▶ [Problem]:
Pull out every line below that contains the word "page".
** BEGIN Excerpted records **
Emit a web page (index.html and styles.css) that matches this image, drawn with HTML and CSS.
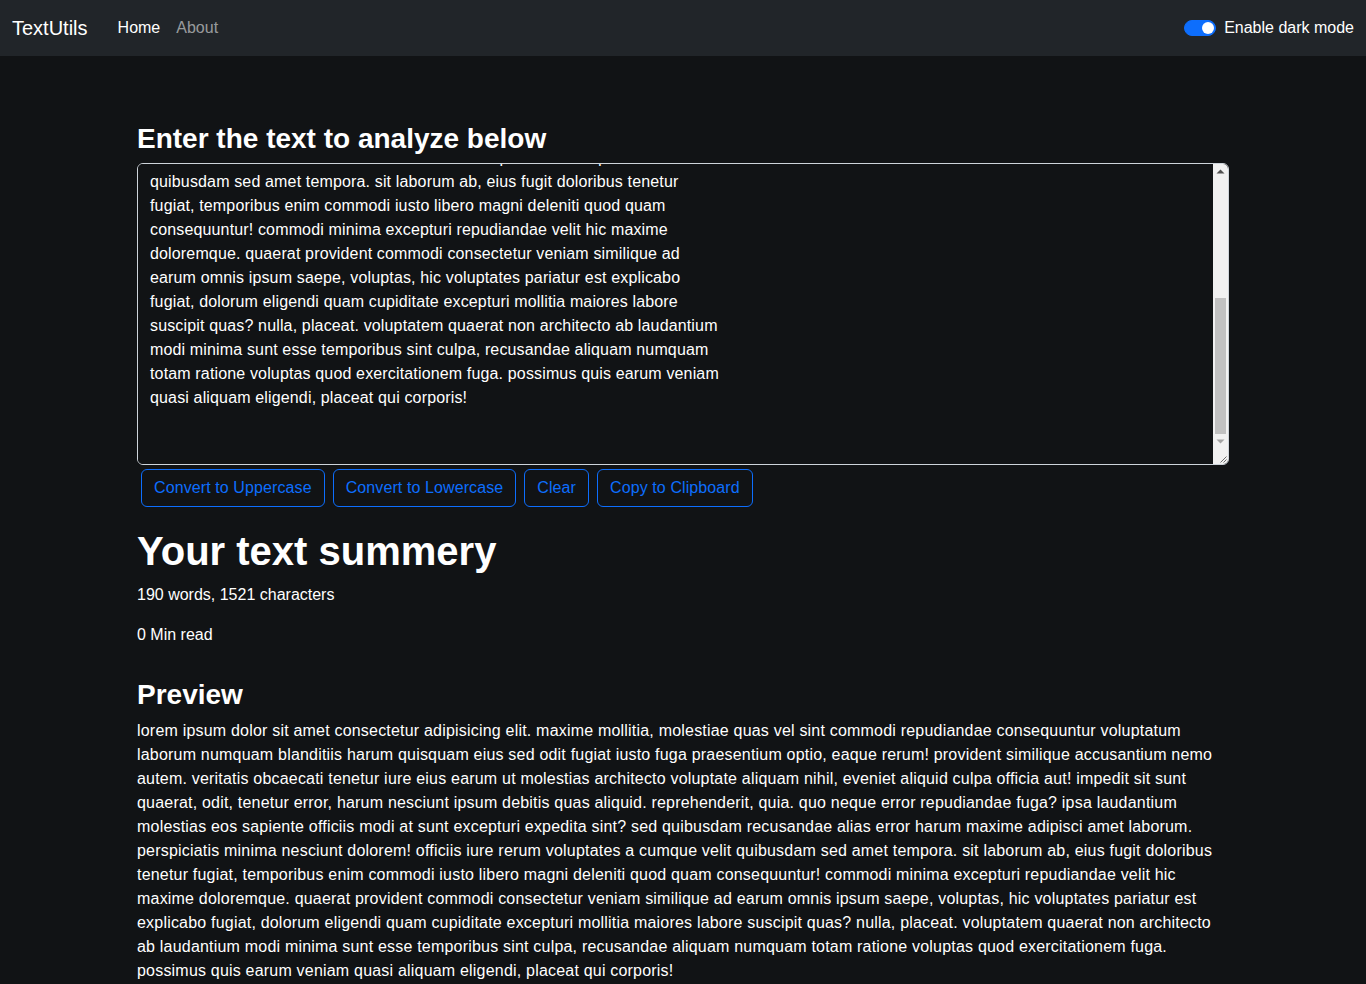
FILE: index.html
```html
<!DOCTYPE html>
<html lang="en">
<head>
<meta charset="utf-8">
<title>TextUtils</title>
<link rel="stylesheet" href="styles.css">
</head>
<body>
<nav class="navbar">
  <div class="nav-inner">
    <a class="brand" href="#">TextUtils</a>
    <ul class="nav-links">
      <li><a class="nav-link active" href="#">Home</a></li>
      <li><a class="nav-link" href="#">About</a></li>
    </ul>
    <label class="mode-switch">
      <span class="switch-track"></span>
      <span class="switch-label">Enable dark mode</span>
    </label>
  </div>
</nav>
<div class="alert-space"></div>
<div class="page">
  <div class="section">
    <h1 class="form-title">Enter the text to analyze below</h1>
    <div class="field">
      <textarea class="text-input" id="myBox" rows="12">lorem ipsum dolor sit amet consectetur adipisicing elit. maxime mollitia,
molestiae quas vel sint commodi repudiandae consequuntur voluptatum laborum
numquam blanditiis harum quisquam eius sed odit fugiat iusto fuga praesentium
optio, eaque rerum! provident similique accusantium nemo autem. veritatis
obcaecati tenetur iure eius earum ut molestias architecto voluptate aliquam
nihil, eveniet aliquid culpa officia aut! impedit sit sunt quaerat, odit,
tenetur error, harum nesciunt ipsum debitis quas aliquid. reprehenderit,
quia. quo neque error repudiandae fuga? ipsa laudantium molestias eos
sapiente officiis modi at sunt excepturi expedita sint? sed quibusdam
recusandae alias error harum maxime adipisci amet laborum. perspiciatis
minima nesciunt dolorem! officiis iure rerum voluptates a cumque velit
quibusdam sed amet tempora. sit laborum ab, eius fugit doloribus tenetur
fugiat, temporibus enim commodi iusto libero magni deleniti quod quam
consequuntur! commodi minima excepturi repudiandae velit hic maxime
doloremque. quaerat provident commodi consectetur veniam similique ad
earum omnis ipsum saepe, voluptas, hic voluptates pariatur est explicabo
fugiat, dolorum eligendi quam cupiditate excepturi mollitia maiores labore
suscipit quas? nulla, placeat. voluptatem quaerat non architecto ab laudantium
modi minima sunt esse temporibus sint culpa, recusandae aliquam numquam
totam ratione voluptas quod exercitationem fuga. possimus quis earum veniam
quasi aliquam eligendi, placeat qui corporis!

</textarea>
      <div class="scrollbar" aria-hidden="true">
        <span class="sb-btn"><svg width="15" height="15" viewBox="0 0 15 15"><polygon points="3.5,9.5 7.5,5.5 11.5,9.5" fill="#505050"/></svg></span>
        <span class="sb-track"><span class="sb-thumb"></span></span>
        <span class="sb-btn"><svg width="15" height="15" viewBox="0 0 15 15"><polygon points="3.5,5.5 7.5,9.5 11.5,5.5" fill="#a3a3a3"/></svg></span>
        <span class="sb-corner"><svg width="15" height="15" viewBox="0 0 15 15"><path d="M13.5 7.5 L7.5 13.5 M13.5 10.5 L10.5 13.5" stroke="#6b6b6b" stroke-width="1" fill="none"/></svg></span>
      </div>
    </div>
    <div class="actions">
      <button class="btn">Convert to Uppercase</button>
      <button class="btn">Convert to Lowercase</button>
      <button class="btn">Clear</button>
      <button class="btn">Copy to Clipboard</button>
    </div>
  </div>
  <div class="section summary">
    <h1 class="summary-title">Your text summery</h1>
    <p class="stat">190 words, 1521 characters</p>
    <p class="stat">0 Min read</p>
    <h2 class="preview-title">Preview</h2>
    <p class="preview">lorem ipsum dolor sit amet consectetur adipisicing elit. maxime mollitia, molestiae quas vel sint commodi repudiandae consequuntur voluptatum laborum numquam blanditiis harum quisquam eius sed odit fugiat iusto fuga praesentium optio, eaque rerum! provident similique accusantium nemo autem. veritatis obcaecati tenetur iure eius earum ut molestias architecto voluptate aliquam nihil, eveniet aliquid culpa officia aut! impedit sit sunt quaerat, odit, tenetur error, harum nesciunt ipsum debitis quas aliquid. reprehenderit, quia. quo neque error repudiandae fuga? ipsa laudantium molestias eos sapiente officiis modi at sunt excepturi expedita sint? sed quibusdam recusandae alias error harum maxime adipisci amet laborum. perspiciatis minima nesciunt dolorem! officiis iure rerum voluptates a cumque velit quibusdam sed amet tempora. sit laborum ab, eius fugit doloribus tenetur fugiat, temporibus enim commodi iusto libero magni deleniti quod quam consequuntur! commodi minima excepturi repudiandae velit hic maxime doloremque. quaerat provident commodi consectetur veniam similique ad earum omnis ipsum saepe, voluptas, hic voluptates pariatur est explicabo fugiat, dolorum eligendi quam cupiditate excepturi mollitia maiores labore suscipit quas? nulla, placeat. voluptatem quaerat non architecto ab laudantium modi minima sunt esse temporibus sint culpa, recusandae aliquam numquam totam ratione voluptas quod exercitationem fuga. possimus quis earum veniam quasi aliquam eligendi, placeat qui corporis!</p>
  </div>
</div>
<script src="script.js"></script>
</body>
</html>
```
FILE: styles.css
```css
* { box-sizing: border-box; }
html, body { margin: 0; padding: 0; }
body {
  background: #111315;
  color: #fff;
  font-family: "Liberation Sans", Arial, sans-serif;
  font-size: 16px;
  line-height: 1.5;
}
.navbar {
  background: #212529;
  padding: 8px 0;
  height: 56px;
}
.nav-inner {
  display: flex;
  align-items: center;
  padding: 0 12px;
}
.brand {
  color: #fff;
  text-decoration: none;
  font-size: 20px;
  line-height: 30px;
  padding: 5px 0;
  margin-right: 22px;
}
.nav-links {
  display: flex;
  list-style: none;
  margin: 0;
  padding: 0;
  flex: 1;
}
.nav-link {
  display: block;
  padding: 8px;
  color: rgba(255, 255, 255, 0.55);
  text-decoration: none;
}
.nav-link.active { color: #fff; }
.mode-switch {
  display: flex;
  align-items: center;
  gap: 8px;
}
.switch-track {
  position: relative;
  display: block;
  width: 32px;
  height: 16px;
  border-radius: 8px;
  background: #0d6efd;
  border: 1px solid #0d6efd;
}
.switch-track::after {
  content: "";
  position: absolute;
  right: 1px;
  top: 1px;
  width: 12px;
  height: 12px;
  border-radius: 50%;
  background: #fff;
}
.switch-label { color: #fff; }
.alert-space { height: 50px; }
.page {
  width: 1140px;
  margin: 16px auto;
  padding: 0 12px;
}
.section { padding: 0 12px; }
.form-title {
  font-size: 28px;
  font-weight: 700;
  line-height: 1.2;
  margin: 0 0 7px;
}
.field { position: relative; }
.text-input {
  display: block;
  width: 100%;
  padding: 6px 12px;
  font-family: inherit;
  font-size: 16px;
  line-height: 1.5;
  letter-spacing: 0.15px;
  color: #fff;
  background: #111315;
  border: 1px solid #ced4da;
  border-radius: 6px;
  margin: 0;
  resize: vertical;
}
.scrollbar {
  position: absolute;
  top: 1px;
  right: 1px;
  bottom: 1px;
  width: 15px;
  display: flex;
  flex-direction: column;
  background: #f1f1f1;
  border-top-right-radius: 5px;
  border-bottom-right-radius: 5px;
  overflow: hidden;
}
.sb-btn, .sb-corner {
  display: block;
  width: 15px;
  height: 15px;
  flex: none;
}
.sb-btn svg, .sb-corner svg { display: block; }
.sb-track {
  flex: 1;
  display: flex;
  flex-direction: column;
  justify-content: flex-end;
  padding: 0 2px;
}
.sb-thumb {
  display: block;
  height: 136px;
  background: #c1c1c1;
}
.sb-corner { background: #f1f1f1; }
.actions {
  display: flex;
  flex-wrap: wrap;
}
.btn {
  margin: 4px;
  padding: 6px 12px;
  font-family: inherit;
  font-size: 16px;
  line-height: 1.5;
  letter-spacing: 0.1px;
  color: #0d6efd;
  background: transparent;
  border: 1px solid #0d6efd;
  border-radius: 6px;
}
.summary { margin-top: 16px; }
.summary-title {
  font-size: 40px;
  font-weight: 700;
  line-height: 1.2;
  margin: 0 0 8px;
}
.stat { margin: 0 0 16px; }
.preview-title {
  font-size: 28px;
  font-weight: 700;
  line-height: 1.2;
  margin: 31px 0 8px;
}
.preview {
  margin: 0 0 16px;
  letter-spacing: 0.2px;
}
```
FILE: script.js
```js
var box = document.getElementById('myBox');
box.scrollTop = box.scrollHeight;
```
** END Excerpted records **
** BEGIN Excerpted records **
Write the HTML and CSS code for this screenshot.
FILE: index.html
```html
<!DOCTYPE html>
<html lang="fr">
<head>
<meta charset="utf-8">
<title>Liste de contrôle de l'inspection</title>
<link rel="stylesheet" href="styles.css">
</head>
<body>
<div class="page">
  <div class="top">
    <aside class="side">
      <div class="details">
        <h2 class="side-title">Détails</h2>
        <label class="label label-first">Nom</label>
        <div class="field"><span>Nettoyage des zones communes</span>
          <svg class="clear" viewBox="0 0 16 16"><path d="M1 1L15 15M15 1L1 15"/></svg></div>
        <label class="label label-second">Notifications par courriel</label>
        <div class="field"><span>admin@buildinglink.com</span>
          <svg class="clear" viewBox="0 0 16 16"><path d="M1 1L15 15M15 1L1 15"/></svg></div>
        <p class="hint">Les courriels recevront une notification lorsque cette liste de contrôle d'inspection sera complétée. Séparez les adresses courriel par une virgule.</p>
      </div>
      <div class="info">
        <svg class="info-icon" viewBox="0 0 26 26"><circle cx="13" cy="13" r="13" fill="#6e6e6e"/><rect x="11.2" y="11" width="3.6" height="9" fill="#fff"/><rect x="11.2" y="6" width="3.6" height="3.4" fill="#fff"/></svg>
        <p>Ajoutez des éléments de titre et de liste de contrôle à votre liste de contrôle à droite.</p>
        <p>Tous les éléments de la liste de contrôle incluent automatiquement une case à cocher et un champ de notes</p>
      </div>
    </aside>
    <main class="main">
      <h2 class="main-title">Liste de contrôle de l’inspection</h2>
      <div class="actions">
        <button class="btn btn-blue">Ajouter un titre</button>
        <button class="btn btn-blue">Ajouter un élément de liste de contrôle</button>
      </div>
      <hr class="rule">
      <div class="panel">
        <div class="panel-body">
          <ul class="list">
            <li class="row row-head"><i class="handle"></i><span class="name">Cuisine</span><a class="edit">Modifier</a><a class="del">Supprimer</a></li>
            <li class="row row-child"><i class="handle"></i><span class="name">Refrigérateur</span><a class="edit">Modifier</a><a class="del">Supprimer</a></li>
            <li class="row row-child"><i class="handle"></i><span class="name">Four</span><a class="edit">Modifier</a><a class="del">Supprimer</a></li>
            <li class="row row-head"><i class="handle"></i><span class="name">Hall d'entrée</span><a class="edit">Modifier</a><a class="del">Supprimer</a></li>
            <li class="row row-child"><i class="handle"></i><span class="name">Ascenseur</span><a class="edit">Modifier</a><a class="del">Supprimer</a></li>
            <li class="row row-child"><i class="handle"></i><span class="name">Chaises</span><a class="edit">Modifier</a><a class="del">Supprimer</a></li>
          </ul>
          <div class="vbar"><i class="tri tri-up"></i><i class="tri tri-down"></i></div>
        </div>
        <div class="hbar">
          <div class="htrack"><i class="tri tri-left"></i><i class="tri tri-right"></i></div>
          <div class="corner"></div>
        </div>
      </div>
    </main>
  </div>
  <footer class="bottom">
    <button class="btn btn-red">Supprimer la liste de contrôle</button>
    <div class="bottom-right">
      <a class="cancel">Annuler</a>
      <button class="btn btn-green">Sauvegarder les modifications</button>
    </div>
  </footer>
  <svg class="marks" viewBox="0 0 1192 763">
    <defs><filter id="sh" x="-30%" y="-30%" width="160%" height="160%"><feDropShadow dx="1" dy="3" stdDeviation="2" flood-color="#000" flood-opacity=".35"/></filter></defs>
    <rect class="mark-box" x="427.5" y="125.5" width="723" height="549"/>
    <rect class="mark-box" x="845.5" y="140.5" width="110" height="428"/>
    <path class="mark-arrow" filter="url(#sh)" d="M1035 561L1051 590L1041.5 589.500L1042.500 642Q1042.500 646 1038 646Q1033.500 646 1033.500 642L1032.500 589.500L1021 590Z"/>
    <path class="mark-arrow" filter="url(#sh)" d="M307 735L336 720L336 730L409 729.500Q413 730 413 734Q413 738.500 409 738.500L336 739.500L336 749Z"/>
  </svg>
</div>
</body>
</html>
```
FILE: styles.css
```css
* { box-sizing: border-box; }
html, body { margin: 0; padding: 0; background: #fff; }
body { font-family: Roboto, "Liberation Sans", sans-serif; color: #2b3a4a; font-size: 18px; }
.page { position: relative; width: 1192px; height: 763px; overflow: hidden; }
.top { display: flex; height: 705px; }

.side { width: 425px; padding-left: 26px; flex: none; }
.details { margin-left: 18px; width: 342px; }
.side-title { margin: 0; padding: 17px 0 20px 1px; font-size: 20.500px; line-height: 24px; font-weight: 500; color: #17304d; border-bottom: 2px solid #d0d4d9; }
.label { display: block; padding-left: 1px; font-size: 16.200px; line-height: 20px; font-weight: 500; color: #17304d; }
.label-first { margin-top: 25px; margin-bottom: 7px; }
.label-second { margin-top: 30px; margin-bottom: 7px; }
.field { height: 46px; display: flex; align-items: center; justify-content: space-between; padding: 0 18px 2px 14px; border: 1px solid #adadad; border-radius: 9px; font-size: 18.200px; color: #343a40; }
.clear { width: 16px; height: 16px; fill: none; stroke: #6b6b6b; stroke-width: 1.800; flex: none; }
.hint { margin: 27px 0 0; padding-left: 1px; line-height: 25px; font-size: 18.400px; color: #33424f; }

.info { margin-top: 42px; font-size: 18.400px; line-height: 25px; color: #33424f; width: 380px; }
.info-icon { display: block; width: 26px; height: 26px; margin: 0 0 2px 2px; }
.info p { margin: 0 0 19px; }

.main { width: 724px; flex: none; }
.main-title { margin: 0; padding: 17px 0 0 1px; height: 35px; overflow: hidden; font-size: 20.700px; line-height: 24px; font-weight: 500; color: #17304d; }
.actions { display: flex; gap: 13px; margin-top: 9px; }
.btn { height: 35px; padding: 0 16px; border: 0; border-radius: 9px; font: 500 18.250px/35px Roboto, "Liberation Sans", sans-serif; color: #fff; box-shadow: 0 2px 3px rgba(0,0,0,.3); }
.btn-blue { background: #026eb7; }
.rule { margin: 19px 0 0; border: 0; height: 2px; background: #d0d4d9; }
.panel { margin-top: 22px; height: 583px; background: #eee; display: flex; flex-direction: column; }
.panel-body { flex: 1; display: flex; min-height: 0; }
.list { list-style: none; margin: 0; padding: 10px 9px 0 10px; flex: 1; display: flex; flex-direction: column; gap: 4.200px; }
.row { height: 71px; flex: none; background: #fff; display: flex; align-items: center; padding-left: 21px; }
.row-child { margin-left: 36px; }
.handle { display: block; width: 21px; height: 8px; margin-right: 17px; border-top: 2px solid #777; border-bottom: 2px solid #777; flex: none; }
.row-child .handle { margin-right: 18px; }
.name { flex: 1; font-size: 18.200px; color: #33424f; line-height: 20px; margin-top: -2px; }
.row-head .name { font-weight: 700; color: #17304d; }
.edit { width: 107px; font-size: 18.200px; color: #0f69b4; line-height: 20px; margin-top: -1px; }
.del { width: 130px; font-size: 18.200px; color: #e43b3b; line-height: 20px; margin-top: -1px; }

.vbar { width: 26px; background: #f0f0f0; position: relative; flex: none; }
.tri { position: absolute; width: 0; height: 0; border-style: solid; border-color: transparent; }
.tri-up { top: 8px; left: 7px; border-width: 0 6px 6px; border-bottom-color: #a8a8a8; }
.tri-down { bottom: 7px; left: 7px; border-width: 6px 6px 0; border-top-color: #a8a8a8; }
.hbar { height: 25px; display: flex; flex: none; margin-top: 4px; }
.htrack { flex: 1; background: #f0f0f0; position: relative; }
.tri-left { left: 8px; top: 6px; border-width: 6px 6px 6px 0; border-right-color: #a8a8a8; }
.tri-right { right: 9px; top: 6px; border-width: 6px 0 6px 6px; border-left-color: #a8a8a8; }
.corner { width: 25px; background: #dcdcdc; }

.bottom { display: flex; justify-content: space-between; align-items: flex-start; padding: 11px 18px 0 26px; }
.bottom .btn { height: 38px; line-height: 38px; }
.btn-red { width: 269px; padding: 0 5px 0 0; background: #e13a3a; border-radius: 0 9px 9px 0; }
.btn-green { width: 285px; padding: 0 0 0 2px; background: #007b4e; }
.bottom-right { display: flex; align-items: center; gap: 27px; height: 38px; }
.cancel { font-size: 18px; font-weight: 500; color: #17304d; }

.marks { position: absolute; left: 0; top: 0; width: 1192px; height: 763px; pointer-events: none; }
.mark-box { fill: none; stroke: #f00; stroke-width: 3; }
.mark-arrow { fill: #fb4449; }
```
** END Excerpted records **
▶ [Exercise response]:
Emit a web page (index.html and styles.css) that matches this image, drawn with HTML and CSS.
<div class="page">
.page {
<div class="page">
.page { position: relative; width: 1192px; height: 763px; overflow: hidden; }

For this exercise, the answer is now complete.